Sciatic nerve pain, otherwise known as sciatica, is an epidemic condition encompassing symptoms enacted in the lower body. Sciatica and general lower back pain are the most common of all serious dorsopathy syndromes and are also the most debilitating, since they involve the very muscles which are directly responsible for allowing us to maintain our normal upright postures as functional human beings. No two sciatica syndromes are identical, since the condition is usually a very case-specific and personalized form of chronic torture.
This article will provide some crucial pointers for patients who have been diagnosed with sciatic nerve pain due to a lumbar structural issue. We will discuss why these diagnostic conclusions are often invalid, and are actually extremely damaging, when coincidental irregularities might prevent accurate recognition of the real underlying source of pain.
Sciatic Nerve Pain Evaluation
The sciatic nerve is the largest, and statistically, also the most problematic nerve in the human body. When a patient experiences lower back pain, buttocks pain, leg pain or foot pain in combination, they are said to have sciatica. These symptoms generally consist of pain and possibly muscular spasms, accompanied by radiating weakness, numbness or tingling in the affected areas.
Sciatica can strike anywhere in the lower body, from the back to the feet, and is known as a very diverse symptomatic condition. It is virtually impossible to describe a typical case of sciatica, since every patient seems to demonstrate an individual set of symptoms. Worse yet, even these individualized sciatica symptoms might change often within the same patient in severity, location or expression.
The diagnosis of sciatica does not tell you much about the nature, severity or causation. It merely informs that there is pain and related nerve conditions in the lower body regions. Patients should never accept sciatica as a diagnostic conclusion, since the condition is a symptom set. It is never a causative condition unto itself, but merely the consequence of a greater source process.
Nerve Pain Explanations
True sciatica will be blamed on some spinal abnormality, such as a herniated disc, degenerative disc disease or spinal osteoarthritic process. In most patients these issues will reside in the lower lumbar levels of the vertebral column, but may also exist elsewhere and still cause symptoms in the lower body.
While some of these diagnostic theories are correct, it is unfortunate that many are not. This is no surprise, since medical science loves to link structural conditions to painful complaints, despite the overwhelming evidence that these spinal conditions are completely normal, mostly asymptomatic and virtually universal in the lower lumbar region.
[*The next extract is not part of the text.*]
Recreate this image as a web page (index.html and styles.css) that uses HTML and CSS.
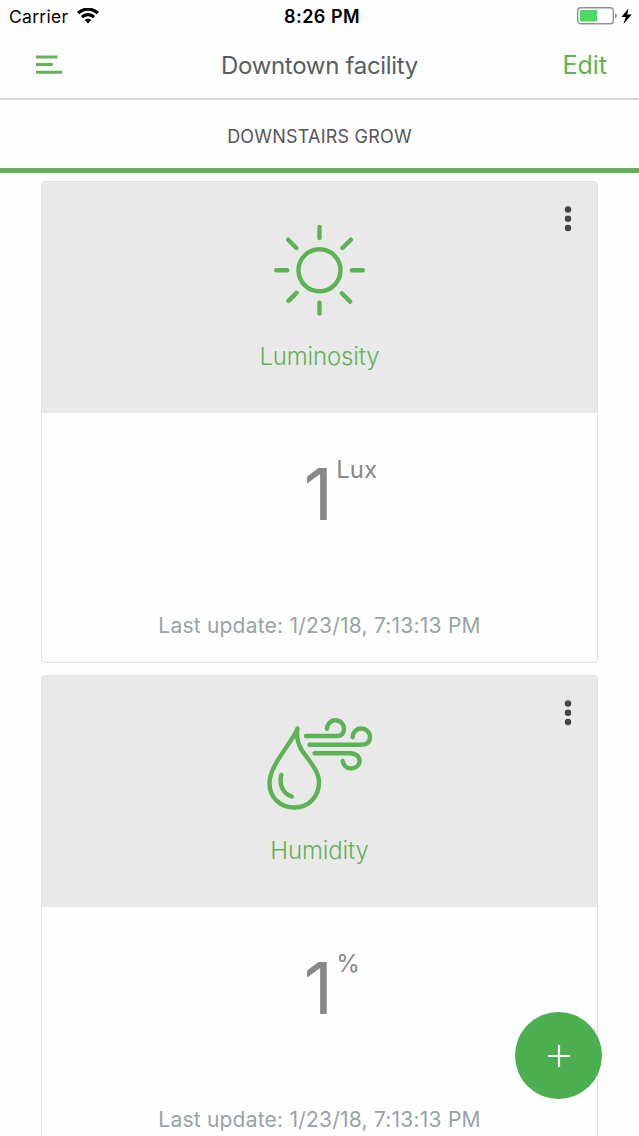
FILE: index.html
```html
<!DOCTYPE html>
<html lang="en">
<head>
<meta charset="utf-8">
<title>Downtown facility</title>
<link rel="stylesheet" href="styles.css">
</head>
<body>
<div class="screen">
  <div class="status">
    <div class="carrier"><span>Carrier</span>
      <svg width="22" height="16" viewBox="0 0 22 16"><g fill="none" stroke="#000" stroke-width="3.300"><path d="M1.200 5.200a14 14 0 0 1 19.600 0"/><path d="M4.900 9.100a8.700 8.700 0 0 1 12.200 0"/></g><path d="M7.600 12a4.900 4.900 0 0 1 6.800 0L11 15.500z"/></svg>
    </div>
    <div class="clock">8:26 PM</div>
    <div class="power">
      <svg width="55" height="20" viewBox="0 0 55 20"><rect x=".7" y="1.700" width="35.600" height="16" rx="3" fill="#fff" stroke="#929294" stroke-width="1.400"/><rect x="3" y="4" width="17" height="11.500" rx="1" fill="#4cd964"/><path d="M38 7.200q2 .8 2 2.600t-2 2.600z" fill="#929294"/><path d="M51.300 2.500 44.500 11h4.200l-2.200 7L54.800 8.500h-4.500z"/></svg>
    </div>
  </div>
  <header class="nav">
    <svg class="menu" width="26" height="19" viewBox="0 0 26 19"><path d="M0 1.900h21.500M0 9.500h16.700M0 17.300h26" stroke="#65b356" stroke-width="3"/></svg>
    <h1>Downtown facility</h1>
    <span class="edit">Edit</span>
  </header>
  <div class="tab"><span>DOWNSTAIRS GROW</span></div>
  <main class="cards">
    <section class="card">
      <div class="card-head">
        <svg class="dots" width="8" height="26" viewBox="0 0 8 26" fill="#454545"><circle cx="4" cy="3.500" r="3.200"/><circle cx="4" cy="12.700" r="3.200"/><circle cx="4" cy="22" r="3.200"/></svg>
        <svg class="icon" width="110" height="96" viewBox="0 0 110 96" fill="none" stroke="#5bb353" stroke-width="4.400" stroke-linecap="round"><circle cx="54.500" cy="48.300" r="21"/><path d="M54.500 5v11M54.500 80.600v11M11.200 48.300h11M86.800 48.300h11M23.200 17.700l8.200 8.300M85.800 17.700l-8.300 8.300M23.500 78.900l8-8M85.100 79.600l-8.300-8.300"/></svg>
        <h2>Luminosity</h2>
      </div>
      <div class="card-body">
        <div class="reading"><span class="value">1</span><span class="unit">Lux</span></div>
        <p class="updated">Last update: 1/23/18, 7:13:13 PM</p>
      </div>
    </section>
    <section class="card">
      <div class="card-head">
        <svg class="dots" width="8" height="26" viewBox="0 0 8 26" fill="#454545"><circle cx="4" cy="3.500" r="3.200"/><circle cx="4" cy="12.700" r="3.200"/><circle cx="4" cy="22" r="3.200"/></svg>
        <svg class="icon" width="110" height="96" viewBox="0 0 110 96" fill="none" stroke="#5bb353" stroke-width="4.400" stroke-linecap="round" stroke-linejoin="round"><path d="M32.500 12.500C27 27 4.500 49 4.500 67C4.500 82 15.500 91.500 29.500 91.500S54 81 54 66C54 54 41.500 42 36 33C32.500 26 31.500 18 32.500 12.500z"/><path d="M16.300 59C14 68.500 17.500 77.500 26.700 80.500M41 20h31C77 20 79 16.500 79 12.700A8.500 8.500 0 0 0 62 12.700M44.500 28.700h52C102.500 28.700 105 25.500 105 21A8.700 8.700 0 0 0 87.600 21.300M49.500 37.300h35C91.500 37.300 94.700 41 94.700 45.500A8.600 8.600 0 0 1 77.700 45"/></svg>
        <h2>Humidity</h2>
      </div>
      <div class="card-body">
        <div class="reading"><span class="value">1</span><span class="unit">%</span></div>
        <p class="updated">Last update: 1/23/18, 7:13:13 PM</p>
      </div>
    </section>
  </main>
  <div class="fab"><svg width="22" height="22" viewBox="0 0 22 22"><path d="M11 0v22M0 11h22" stroke="#fff" stroke-width="2.200"/></svg></div>
</div>
</body>
</html>
```
FILE: styles.css
```css
* { box-sizing: border-box; margin: 0; }
body { background: #fefefe; font-family: Inter, "Liberation Sans", sans-serif; }
svg { display: block; }
.screen { position: relative; width: 639px; height: 1136px; overflow: hidden; }
.status { display: grid; grid-template-columns: 1fr auto 1fr; align-items: center; height: 32px; padding: 0 7px 0 9px; color: #000; }
.carrier { display: flex; align-items: center; gap: 9px; font-size: 17.500px; letter-spacing: .3px; }
.carrier svg { margin-top: -1px; }
.clock { font-size: 18px; font-weight: 600; letter-spacing: .5px; padding-left: 3px; }
.power { display: flex; justify-content: flex-end; }
.power svg { margin-top: -1px; }
.nav { display: grid; grid-template-columns: 1fr auto 1fr; align-items: center; height: 68px; padding: 0 32px 0 36px; border-bottom: 2px solid #d7d7d8; }
.menu { margin-top: -2px; }
.nav h1 { font-size: 24px; font-weight: 400; letter-spacing: -.3px; color: #536062; position: relative; left: -2px; }
.edit { justify-self: end; font-size: 25px; color: #5fb350; }
.tab { display: flex; align-items: center; justify-content: center; height: 73px; border-bottom: 5px solid #67ae5a; font-size: 18px; letter-spacing: .2px; color: #555; padding-top: 5px; }
.cards { display: flex; flex-direction: column; gap: 12px; padding: 8px 41px 0; }
.card { flex: none; height: 482px; border: 1px solid #e1e1e2; border-radius: 4px; overflow: hidden; background: #fefefe; }
.card-head { position: relative; display: flex; flex-direction: column; align-items: center; height: 231px; padding-top: 40px; background: #e9e9e9; }
.dots { position: absolute; top: 24px; right: 25px; }
.card h2 { margin-top: 24px; font-size: 24px; line-height: 30px; font-weight: 300; letter-spacing: -.15px; color: #61b255; }
.card-body { display: flex; flex-direction: column; align-items: center; height: 249px; padding-top: 40px; }
.reading { display: flex; align-items: flex-start; height: 158px; padding-right: 2px; color: #88888a; }
.value { font-size: 72px; line-height: 82px; font-weight: 400; }
.unit { width: 0; white-space: nowrap; margin-right: -3px; padding-left: 3px; box-sizing: content-box; font-size: 24px; line-height: 34px; }
.updated { font-size: 21px; line-height: 30px; letter-spacing: .22px; color: #98a3a6; }
.fab { position: absolute; left: 515px; top: 1012px; width: 87px; height: 87px; border-radius: 50%; background: #4bae4f; display: flex; align-items: center; justify-content: center; }
```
If spinal causes were indeed to blame, then surely we would all have sciatica which should present strikingly similar symptoms and worsen as we age. However, this is simply not the case. Most sciatica complaints occur in people during the ages of most responsibility; 26 to 55. The incidence of symptomatic expressions actually decreases as lumbar spinal degeneration worsens.
This is just one of many sciatica facts which supports the idea that some radiculopathy conditions are not due to wear and tear on the spine, but may instead be caused by nonstructural processes, such as disease or psychosomatic causation using ischemia as its enforcer.
Sciatic Nerve Pain Overview
Sciatica is a torturous burden to bear and is known to resist treatment from many possible healing arts. All these therapies are well designed and completely appropriate to successfully treat the conditions for which they are indicated. Why then do they rarely work to cure sciatica pain? This is a question that has plagued doctors and patients for generations. However, the answer is simple and readily available for those who do some independent research away from the nocebo influence of the back pain industry’s money making machine.
For individuals who suffer year after year with the common treatment–resistant variety of radicular pain, there is a likely answer to the question: “Why won’t my pain go away?” Misdiagnosis is the most logical reason.
To summarize this article, let’s look at some facts worth considering:
Sciatica may be caused by injury or degeneration in the lower back, but these sources are more responsive to indicated treatment. In a great number of cases, the typical spinal irregularities implicated in causing sciatica are innocent and simply exist in the lumbar region without causing any pain.
In these instances, there may be a higher level spinal condition to blame, such as cervical spinal stenosis.
There may also be localized nerve dysfunction in the sciatic itself.
Piriformis syndrome might be the true explanation for symptoms.
Diabetic neuropathy might be the underlying source.
Disease or tumor formation can enact sciatica.
Finally, regional oxygen deprivation can affect the spinal nerve roots, or the sciatic nerve itself, and may be caused by physical or mindbody processes.
In all these alternate explanations, the scapegoat lumbar issues almost always prevent successful diagnosis of the true causation and this is why the pain endures, despite treatment.